Days 1-14: Foundation

  • Write your ICP in one sentence. Test it with 3 past clients.
  • Articulate your sharp position on your practice area. Write it down.
  • Pick one channel — LinkedIn long-form is the default. Block 2 hours every Wednesday for the next 12 weeks. Don’t move it.
  • Identify 30 people in your network who would receive personal shares.

Days 15-45: Ship the First 4 Pieces

  • One LinkedIn long-form post per week. 800-1,500 words. Opinionated, specific, written for your ICP.
  • Personal distribution to 20-30 specific people for each post.
  • Engage with comments in the first hour after posting (signals to the algorithm that the post is generating discussion).
  • Track inbound: who messaged, who scheduled, what role, what situation.

Days 46-90: Layer In Long-Form

  • Continue weekly LinkedIn posts.
  • Begin one monthly long-form essay on the firm’s website — 2,500-4,000 words, deeply substantive, on a specific buyer-decision topic.
  • Apply to speak at 1-2 industry events or CLEs in the next 6 months.
  • Begin intentional outreach to 5-10 strategic partners (complementary professionals).

By day 90: expect 2-4 inbound conversations per month from content, plus continued referrals from your existing network. By month 9-12, content typically becomes 20-40% of new matter flow for boutique firms running this playbook consistently.

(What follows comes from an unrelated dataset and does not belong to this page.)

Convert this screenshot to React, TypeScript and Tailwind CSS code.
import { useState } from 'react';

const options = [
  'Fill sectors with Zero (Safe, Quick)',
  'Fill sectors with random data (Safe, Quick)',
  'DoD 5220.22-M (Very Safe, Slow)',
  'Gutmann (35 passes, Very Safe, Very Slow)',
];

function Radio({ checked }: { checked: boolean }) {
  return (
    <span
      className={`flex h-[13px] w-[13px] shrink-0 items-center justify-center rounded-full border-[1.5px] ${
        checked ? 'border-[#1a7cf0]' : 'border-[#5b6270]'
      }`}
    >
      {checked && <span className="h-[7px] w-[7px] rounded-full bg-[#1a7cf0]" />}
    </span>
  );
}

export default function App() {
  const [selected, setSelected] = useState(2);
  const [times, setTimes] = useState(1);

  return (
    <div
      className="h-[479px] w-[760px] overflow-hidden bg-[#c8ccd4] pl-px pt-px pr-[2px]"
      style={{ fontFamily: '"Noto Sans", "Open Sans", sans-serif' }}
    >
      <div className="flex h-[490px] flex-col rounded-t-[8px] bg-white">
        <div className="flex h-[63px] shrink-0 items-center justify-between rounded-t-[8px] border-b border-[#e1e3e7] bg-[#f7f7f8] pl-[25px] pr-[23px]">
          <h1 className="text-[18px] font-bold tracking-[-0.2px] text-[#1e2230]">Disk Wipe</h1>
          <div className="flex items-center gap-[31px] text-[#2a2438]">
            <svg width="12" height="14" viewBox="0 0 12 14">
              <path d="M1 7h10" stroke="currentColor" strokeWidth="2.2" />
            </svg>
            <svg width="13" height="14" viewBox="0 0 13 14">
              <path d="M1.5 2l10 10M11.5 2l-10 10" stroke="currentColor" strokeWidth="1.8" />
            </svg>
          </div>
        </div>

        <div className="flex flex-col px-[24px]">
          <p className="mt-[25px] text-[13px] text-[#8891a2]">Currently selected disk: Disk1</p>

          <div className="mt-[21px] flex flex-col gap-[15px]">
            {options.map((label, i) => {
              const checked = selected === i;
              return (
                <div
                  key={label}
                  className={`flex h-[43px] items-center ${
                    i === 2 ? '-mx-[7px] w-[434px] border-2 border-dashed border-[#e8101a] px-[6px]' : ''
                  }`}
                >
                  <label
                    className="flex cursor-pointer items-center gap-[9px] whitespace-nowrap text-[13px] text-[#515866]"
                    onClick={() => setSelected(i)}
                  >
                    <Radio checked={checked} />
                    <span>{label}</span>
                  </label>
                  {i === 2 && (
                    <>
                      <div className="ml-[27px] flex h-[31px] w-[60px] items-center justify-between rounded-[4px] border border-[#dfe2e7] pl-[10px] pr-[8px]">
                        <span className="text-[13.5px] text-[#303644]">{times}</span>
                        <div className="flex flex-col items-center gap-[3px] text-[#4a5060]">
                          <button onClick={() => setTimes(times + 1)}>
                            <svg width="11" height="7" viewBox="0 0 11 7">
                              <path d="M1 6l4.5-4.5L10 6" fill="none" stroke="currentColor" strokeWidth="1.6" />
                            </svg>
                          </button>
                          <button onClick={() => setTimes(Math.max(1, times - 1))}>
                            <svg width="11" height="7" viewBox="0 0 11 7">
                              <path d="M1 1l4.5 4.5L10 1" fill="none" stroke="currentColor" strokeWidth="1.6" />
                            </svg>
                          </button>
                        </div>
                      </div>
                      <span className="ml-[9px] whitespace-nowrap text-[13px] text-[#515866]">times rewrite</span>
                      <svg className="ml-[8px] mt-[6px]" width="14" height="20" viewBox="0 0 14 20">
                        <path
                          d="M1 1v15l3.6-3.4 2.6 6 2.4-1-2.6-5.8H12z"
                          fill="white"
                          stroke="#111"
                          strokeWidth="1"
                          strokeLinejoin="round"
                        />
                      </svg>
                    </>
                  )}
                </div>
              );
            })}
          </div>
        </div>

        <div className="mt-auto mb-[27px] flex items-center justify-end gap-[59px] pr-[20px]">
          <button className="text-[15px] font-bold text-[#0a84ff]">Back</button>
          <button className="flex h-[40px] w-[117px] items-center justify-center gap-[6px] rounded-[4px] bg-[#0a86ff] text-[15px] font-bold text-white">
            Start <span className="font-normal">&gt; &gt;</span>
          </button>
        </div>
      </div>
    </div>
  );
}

Content Marketing for Lawyers FAQ

What is content marketing for lawyers?

Content marketing for lawyers is the practice of creating opinionated, specific content (LinkedIn posts, blog essays, newsletters, podcasts, speaking) that demonstrates expertise to a small, specific group of potential clients. Unlike consumer-facing law firm SEO, which targets high-volume search queries, content marketing for boutique and solo firms targets the specific buyer in the decision moment — typically through bottom-of-funnel content, LinkedIn long-form, and personal distribution.

What kind of content should a law firm publish?

Three categories, in priority order: (1) decision-moment content — written for buyers in the middle of evaluating whether to retain a firm, addressing their specific situation, (2) opinion content — sharp positions on how the work in your practice area should actually be done, (3) observations from real matters — anonymized case studies, patterns, and what you’ve learned the hard way. Skip generic “What is X?” content unless you’re a consumer-facing practice with a clear SEO strategy.

How often should a law firm publish content?

Once per week for the primary channel (typically LinkedIn long-form posts), plus one substantive long-form essay per month. Less than weekly and momentum doesn’t build. More than that and senior partner attention drops, quality drops, and the work isn’t sustainable. Consistency over 12-18 months matters more than frequency.

Does SEO work for law firms?

Sometimes. For consumer-facing practices (personal injury, criminal defense, family law) where buyers Google specific high-intent terms, SEO is highly effective. For commercial and corporate practices, SEO rarely produces the highest ROI — buyers find lawyers through referrals, LinkedIn, and reputation, not Google. If you’re investing in SEO, make sure the content is bottom-funnel and the buyer queries are real, not aspirational.

Should a law firm outsource content writing?

For the first 12-18 months, no — the senior attorneys need to do the writing themselves. The voice that converts in law firm content is a real attorney with real opinions. Generic content written by a non-lawyer freelancer reads as generic and doesn’t convert. Once your voice is established and the playbook is documented, you can hire an editor or content manager to scale execution — but the senior attorneys stay in the loop on every piece.

How long does law firm content marketing take to produce retained matters?

Plan for 6-12 months. Months 1-3 are setup and consistency. Months 4-6 are the awkward middle — you’re publishing but inbound is sporadic. Months 7-12 are when the network effects kick in: your name comes up in conversations, content gets shared inside buyer networks, inbound starts. Most firms quit at month 3 or 4. The ones that pass month 12 build a moat that lasts 10+ years.

Is LinkedIn or a blog better for a law firm?

For most B2B practices, LinkedIn long-form posts are the better starting channel. Buyers are there. Distribution is free. Senior attorneys can sustainably publish 1-2 per week. A blog on your firm’s website is better as a complement — used for monthly long-form pieces that LinkedIn isn’t the right format for, and that build searchable authority over 18-24 months. Most firms shouldn’t choose between them — they should run LinkedIn weekly and blog monthly.

What’s the biggest mistake law firms make with content marketing?

Optimizing for traffic instead of retained matters. Top-of-funnel SEO content (“What is a non-compete?”) brings high-volume traffic from law students, HR generalists, and the curious — none of whom retain the firm. Bottom-of-funnel content written for buyers in the decision moment brings 1/100th the traffic and 50-100x the conversion. Most firms have this backwards because the agency running their content is optimizing for what they can measure (traffic), not what produces revenue.


The Bottom Line

Content marketing for lawyers isn’t a smaller version of B2B SaaS content marketing. It’s a fundamentally different game with different rules and different unfair advantages.

Pick a specific ICP. Stake a real position. One channel. One format. Weekly cadence. Decision-moment content, not curiosity content. Personal distribution. A clear path to a conversation.

The firms that run this playbook for 12-18 months produce inbound that compounds in ways outbound never can. The firms that follow generic SEO advice spend three years generating traffic that doesn’t convert.

It works. You just have to use the playbook built for boutique and solo law firms — not the one borrowed from B2B SaaS companies with 50-person marketing teams.